Clinical presentation: A 73-year-old man with severe coronary artery disease and unstable angina was referred for treatment of a 90% right petrous carotid artery stenosis before coronary artery bypass grafting. A brain single-photon emission computed tomographic scan using 99mTc-bicisate revealed diminished perfusion throughout the right internal carotid artery territory, particularly in posterior watershed zones.
Technique: The patient underwent transfemoral placement of a 7-French introducer sheath, followed by a 7-French guide catheter. Urokinase (225,000 U) was infused through a microcatheter placed proximal to the lesion. No changes were noted in lesion morphology after this infusion. A microguidewire was navigated across the lesion. Subsequent balloon angioplasty with a coronary artery balloon was performed twice, followed by placement of a 4- x 12-mm coronary stent.

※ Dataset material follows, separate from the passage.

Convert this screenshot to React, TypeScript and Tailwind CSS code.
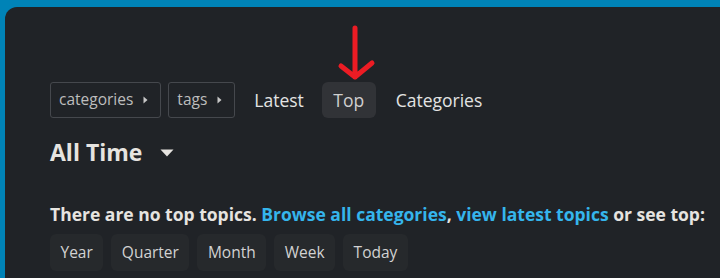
import React from 'react';

const periods = ['Year', 'Quarter', 'Month', 'Week', 'Today'];

const CaretRight: React.FC = () => (
  <svg width="5" height="10" viewBox="0 0 5 10" className="ml-[10px]" aria-hidden="true">
    <path d="M0.5 1.5 L4.5 5 L0.5 8.5 Z" fill="#c8c8c8" />
  </svg>
);

const TopEmpty: React.FC = () => {
  return (
    <div className="h-[278px] overflow-hidden bg-[#0083b7] pl-[5px] pt-[7px] font-['Open_Sans',sans-serif]">
      <div className="relative h-[300px] rounded-tl-[12px] bg-[#202327] pl-[45px] pt-[75px]">
        {/* annotation arrow pointing at the Top tab */}
        <svg
          className="absolute left-[328px] top-[12px]"
          width="48"
          height="64"
          viewBox="0 0 48 64"
          aria-hidden="true"
        >
          <path
            d="M22 9 L22 58 M8 47 L22 58 L39 44"
            stroke="#ec1c24"
            strokeWidth="5"
            strokeLinecap="round"
            strokeLinejoin="round"
            fill="none"
          />
        </svg>

        <div className="flex h-[36px] items-center">
          <button className="flex h-[36px] items-center rounded-[3px] border border-[#45484d] pl-[8px] pr-[12px] text-[15.5px] text-[#bdbdbd]">
            categories
            <CaretRight />
          </button>
          <button className="ml-[7px] flex h-[36px] items-center rounded-[3px] border border-[#45484d] pl-[8px] pr-[12px] text-[15.5px] text-[#bdbdbd]">
            tags
            <CaretRight />
          </button>
          <span className="ml-[19px] text-[17.5px] text-[#e3e3e3]">Latest</span>
          <span className="ml-[18px] flex h-[36px] items-center rounded-[6px] bg-[#313337] px-[11.5px] text-[17.5px] text-[#cfcfcf]">
            Top
          </span>
          <span className="ml-[20px] text-[17.5px] text-[#e3e3e3]">Categories</span>
        </div>

        <div className="mt-[16px] flex h-[36px] items-center">
          <span className="text-[23px] font-bold text-[#e6e4e0]">All Time</span>
          <svg width="14" height="8" viewBox="0 0 14 8" className="ml-[18px] mt-[1px]" aria-hidden="true">
            <path d="M0.5 0.5 L13.5 0.5 L7 7.5 Z" fill="#e6e4e0" />
          </svg>
        </div>

        <p className="mt-[33px] text-[17.5px] font-bold leading-[22px] text-[#e6e4e0]">
          There are no top topics.{' '}
          <span className="text-[#35b5ec]">Browse all categories</span>,{' '}
          <span className="text-[#35b5ec]">view latest topics</span> or see top:
        </p>

        <div className="mt-[9px] flex gap-[8px]">
          {periods.map((p) => (
            <button
              key={p}
              className="h-[37px] rounded-[6px] bg-[#26292c] px-[10.5px] text-[15.5px] text-[#d2d2d2]"
            >
              {p}
            </button>
          ))}
        </div>
      </div>
    </div>
  );
};

export default function App() {
  return <TopEmpty />;
}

Conclusion: Selective internal carotid artery angiography after stenting revealed markedly improved flow. A brain 99mTc-bicisate single-photon emission computed tomographic scan performed within 24 hours of stent placement, revealed significantly improved perfusion within the right internal carotid artery territory. Two perfusion voids suggestive of embolic stroke were noted; both were clinically silent. The patient had uncomplicated coronary artery bypass grafting 72 hours later. Five months postoperatively, he remains at home, living independently and with intact neurological function. Intracranial stenting for severe atherosclerotic stenosis is technically possible. However, its ultimate clinical role remains to be determined.